A New Dawn

A couple of weeks ago, I attended a retirement readiness summit in Washington, D.C., sponsored by Transamerica.
Reported by Alison Cooke Mintzer

It brought together a wide swath of stakeholders from all over our industry—third-party administrators (TPAs), advisers, consultants, broker/dealers, investment managers, industry thought leaders and others. For two days, we discussed holistically how we could better encourage Americans to save and what types of policies and messages could better engage people with that crucial goal.

Less than a week later, I hosted our annual PLANADVISER Top 100 seminar and the PLANSPONSOR/PLANADVISER Awards for Excellence in New York, where we recognized recordkeepers, investment managers, plan sponsors, consultants, advisers and others who have made great contributions to our industry (you can find out more about the awards dinner on page 38).

What I was struck by at both events was the camaraderie on all sides of the retirement plan industry “aisle.” Competitors by day, allies by night, those across all segments of the industry spoke about the challenges to helping people achieve a secure retirement.

As an industry, we have spent a lot of time and money trying to make Americans investors—instead of making them savers. Now the industry appears to be coming full circle, with the realization that what employees and participants need to know is how important it is to save in their retirement plans—not what the difference is between a large-cap growth and small-cap value fund. Instead of selling features, products and benefits, now providers are selling outcomes and solutions for participants—solutions that do not require, or even ask, them to be Jim Cramer.

As our cover story this issue (see page 28) discusses, the “supercharged 401(k) ”takes that conversation and puts it into plan design. This is a move away from the defined contribution (DC) plan as a “participant-directed” plan, yet toward a plan that is defined contribution by nature but finally answers the question asked by every participant at the end of an enrollment meeting or education session—“What should I do?”

By embracing the Pension Protection Act (PPA) provisions and creating an auto-everything plan—a plan that provides participants the opportunity to back out but also reminds them (sometimes by repeatedly re-enrolling them) that they should save for retirement—the “supercharged 401(k)” is often called the DB-ification of the DC plan.

Of course, as research shows—and as I was reminded while at the retirement savings summit—that phrase is oxymoronic. While many people often look back and say things were better when more people were covered by a pension or defined benefit (DB) plan, that memory is not based in reality. The truth, when you look at the numbers, is that because of the tenure and vesting rules in place at companies that sponsor pensions, most employees never worked at a single company long enough to actually receive a pension that would have replaced a majority of their final income. Therefore, in many ways, the DB-ification of the 401(k) plan—when done properly and early enough—might help people truly accumulate enough savings to retire.

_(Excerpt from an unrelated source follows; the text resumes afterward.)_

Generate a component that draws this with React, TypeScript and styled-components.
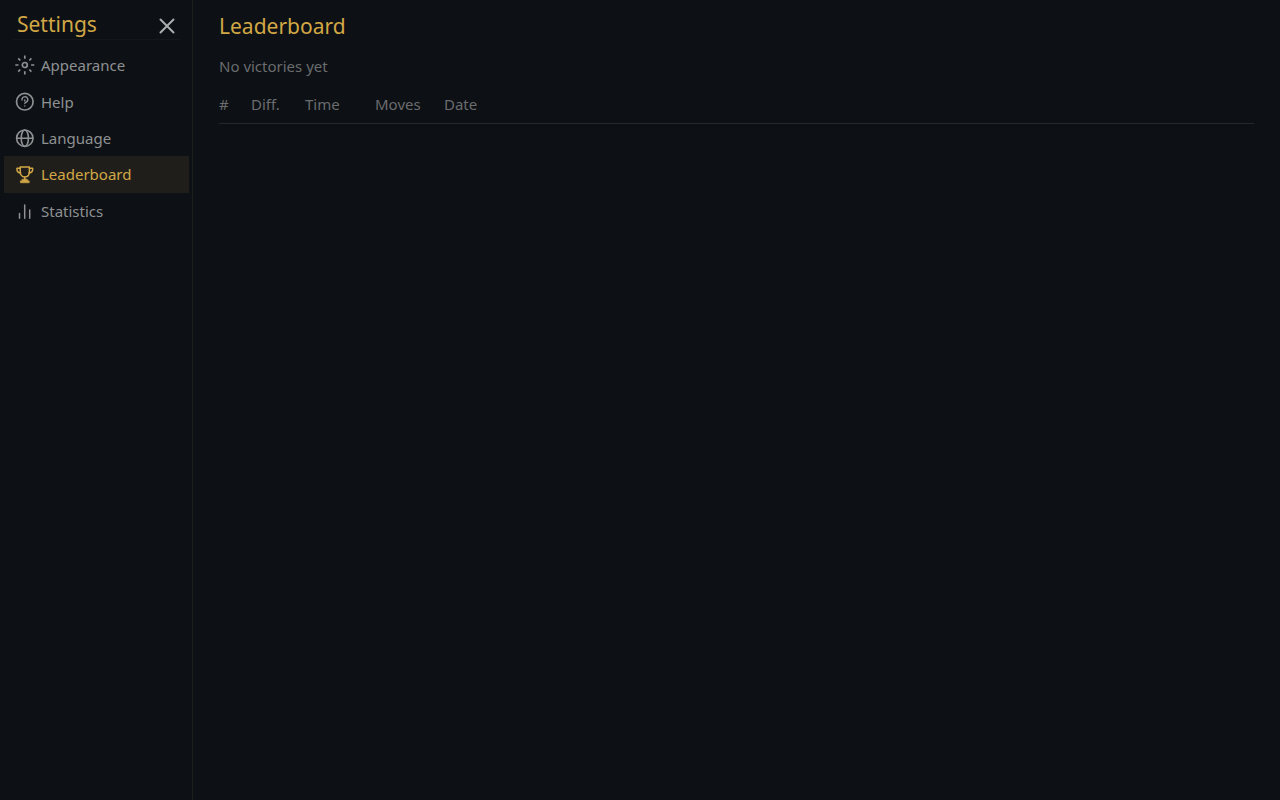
import React from "react";
import styled, { createGlobalStyle } from "styled-components";

const GlobalStyle = createGlobalStyle`
  *, *::before, *::after { box-sizing: border-box; }
  body {
    margin: 0;
    background: #0d1014;
    color: #8e9092;
    font: 15px/20px "Noto Sans", sans-serif;
  }
`;

const Page = styled.div`
  display: flex;
  min-height: 100vh;
`;

const Sidebar = styled.aside`
  flex: none;
  width: 193px;
  padding: 0 3px 0 4px;
  border-right: 1px solid #1e1f1d;
`;

const SidebarHeader = styled.header`
  display: flex;
  align-items: center;
  justify-content: space-between;
  height: 40px;
  margin: 0 9px 7px;
  padding: 8px 5px 0 4px;
  border-bottom: 1px solid #15181a;
`;

const SidebarTitle = styled.h2`
  margin: 0;
  color: #d2a846;
  font-size: 21px;
  line-height: 30px;
  font-weight: 400;
`;

const CloseButton = styled.button`
  display: flex;
  padding: 4px 0 0;
  border: 0;
  background: none;
  color: #abadae;
  cursor: pointer;
`;

const Nav = styled.nav`
  display: grid;
  grid-auto-rows: 1fr;
  min-height: 182px;
`;

const NavItem = styled.button<{ $active?: boolean }>`
  display: flex;
  align-items: center;
  gap: 6px;
  min-height: 36px;
  padding: 0 11px;
  border: 0;
  background: ${(p) => (p.$active ? "#1f1e1b" : "transparent")};
  color: ${(p) => (p.$active ? "#d2a846" : "#8e9092")};
  font: inherit;
  text-align: left;
  cursor: pointer;
`;

const Icon = styled.svg`
  flex: none;
  display: block;
  fill: none;
  stroke: currentColor;
  stroke-linecap: round;
  stroke-linejoin: round;
`;

const Content = styled.main`
  flex: 1;
  min-width: 0;
  padding: 11px 26px;
`;

const Title = styled.h1`
  margin: 0;
  color: #d2a846;
  font-size: 21px;
  line-height: 30px;
  font-weight: 400;
`;

const EmptyNote = styled.p`
  margin: 15px 0 18px;
  color: #6a6c6f;
`;

const Table = styled.table`
  width: 100%;
  table-layout: fixed;
  border-collapse: collapse;
`;

const HeadCell = styled.th<{ $width?: number }>`
  width: ${(p) => (p.$width ? `${p.$width}px` : "auto")};
  padding: 0 0 9px;
  border-bottom: 1px solid #24282b;
  color: #6a6c6f;
  font-weight: 400;
  text-align: left;
`;

const AppearanceIcon = () => (
  <Icon width="20" height="20" viewBox="0 0 20 20" strokeWidth="1.7" aria-hidden="true">
    <circle cx="9.8" cy="10" r="2.5" />
    <path
      d="M9.8 .5v3.2M9.8 16.3v3.2M.3 10h3.2M16.1 10h3.2M3.2 3.4l2.1 2.1M14.3 14.5l2.1 2.1M3.2 16.6l2.1-2.1M14.3 5.5l2.1-2.1"
      strokeLinecap="butt"
    />
  </Icon>
);

const HelpIcon = () => (
  <Icon width="20" height="20" viewBox="0 0 20 20" strokeWidth="1.7" aria-hidden="true">
    <circle cx="9.8" cy="9.7" r="8.3" />
    <path d="M7 8A2.9 2.9 0 1 1 11.2 10.2C10.2 10.7 9.8 10.9 9.8 11.5M9.8 13.9v.2M9.8 7.9v1.2" strokeWidth="1.4" />
  </Icon>
);

const LanguageIcon = () => (
  <Icon width="20" height="20" viewBox="0 0 20 20" strokeWidth="1.6" aria-hidden="true">
    <circle cx="9.8" cy="10.2" r="8.2" />
    <ellipse cx="9.8" cy="10.2" rx="3.6" ry="8.2" />
    <path d="M1.8 10.2h16" />
  </Icon>
);

const TrophyIcon = () => (
  <Icon width="20" height="20" viewBox="0 0 20 20" strokeWidth="1.5" aria-hidden="true">
    <path d="M5.2 3h9.2v4.4c0 3.2-1.5 5.5-4.6 5.5S5.2 10.6 5.2 7.4z" />
    <path d="M5.2 4.3H2c-.5 2.7.6 4.4 3.6 4.8M14.5 4.3h3.1c.5 2.7-.6 4.4-3.6 4.8M9.8 12.9v2.5" />
    <path d="M7.2 15.2h5.2v1.6h1.8v2H5.4v-2h1.8z" fill="currentColor" strokeWidth=".6" />
  </Icon>
);

const StatisticsIcon = () => (
  <Icon width="20" height="20" viewBox="0 0 20 20" strokeWidth="1.5" aria-hidden="true">
    <path d="M4.5 12.5v4.7M9.7 4v13.2M14.7 9v8.2" />
  </Icon>
);

const sections = [
  { label: "Appearance", Glyph: AppearanceIcon },
  { label: "Help", Glyph: HelpIcon },
  { label: "Language", Glyph: LanguageIcon },
  { label: "Leaderboard", Glyph: TrophyIcon },
  { label: "Statistics", Glyph: StatisticsIcon },
];

const columns = [
  { label: "#", width: 32 },
  { label: "Diff.", width: 54 },
  { label: "Time", width: 70 },
  { label: "Moves", width: 69 },
  { label: "Date" },
];

export default function App() {
  const active = "Leaderboard";
  return (
    <>
      <GlobalStyle />
      <Page>
        <Sidebar>
          <SidebarHeader>
            <SidebarTitle>Settings</SidebarTitle>
            <CloseButton type="button" aria-label="Close">
              <Icon width="16" height="16" viewBox="0 0 16 16" strokeWidth="2" aria-hidden="true">
                <path d="M1.5 1.5l13 13M14.5 1.5l-13 13" />
              </Icon>
            </CloseButton>
          </SidebarHeader>
          <Nav aria-label="Settings">
            {sections.map(({ label, Glyph }) => (
              <NavItem
                key={label}
                type="button"
                $active={label === active}
                aria-current={label === active ? "page" : undefined}
              >
                <Glyph />
                {label}
              </NavItem>
            ))}
          </Nav>
        </Sidebar>
        <Content>
          <Title>Leaderboard</Title>
          <EmptyNote>No victories yet</EmptyNote>
          <Table>
            <thead>
              <tr>
                {columns.map((c) => (
                  <HeadCell key={c.label} scope="col" $width={c.width}>
                    {c.label}
                  </HeadCell>
                ))}
              </tr>
            </thead>
          </Table>
        </Content>
      </Page>
    </>
  );
}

Shlomo Benartzi, the UCLA professor and behavioral economist, has written about something he calls the 90-10-90 rule: that at least 90% of employees should be enrolled in their employer’s plan; that savings rates should be 10% at minimum; and that 90% of investors should be invested in a proper asset-allocation fund or model. How many of your plans meet that benchmark, and with how many of your plan sponsors have you discussed something of the sort? In other words—how many of the “supercharged 401(k)s are your clients?

The quest to create such plans is exemplified by the 2013 PLANSPONSOR Retirement Plan Adviser of the Year finalists—in the individual, team and multioffice categories. You can “meet” them and learn more about their practices, beginning on page 42. 

In this issue, we also have our annual Adviser Value Survey (page 32), in which we compare demographics of plans that work with advisers to those that do not, an article about responding to requests for proposals (RFPs) (page 68) and a discussion about retirement income calculators (page 64)—plus, of course, our columnists, Steff Chalk (page 71) and Marcia Wagner (page 72). 

For those of you whose clients’ 401(k) plans are already well on their way to being a “supercharged 401(k),” I applaud your efforts; to those of you hitting resistance with your clients when you present such ideas, I encourage you to keep pushing plan sponsors in that direction. I do believe—in the vast majority of cases—helping participants help themselves is the right thing to do.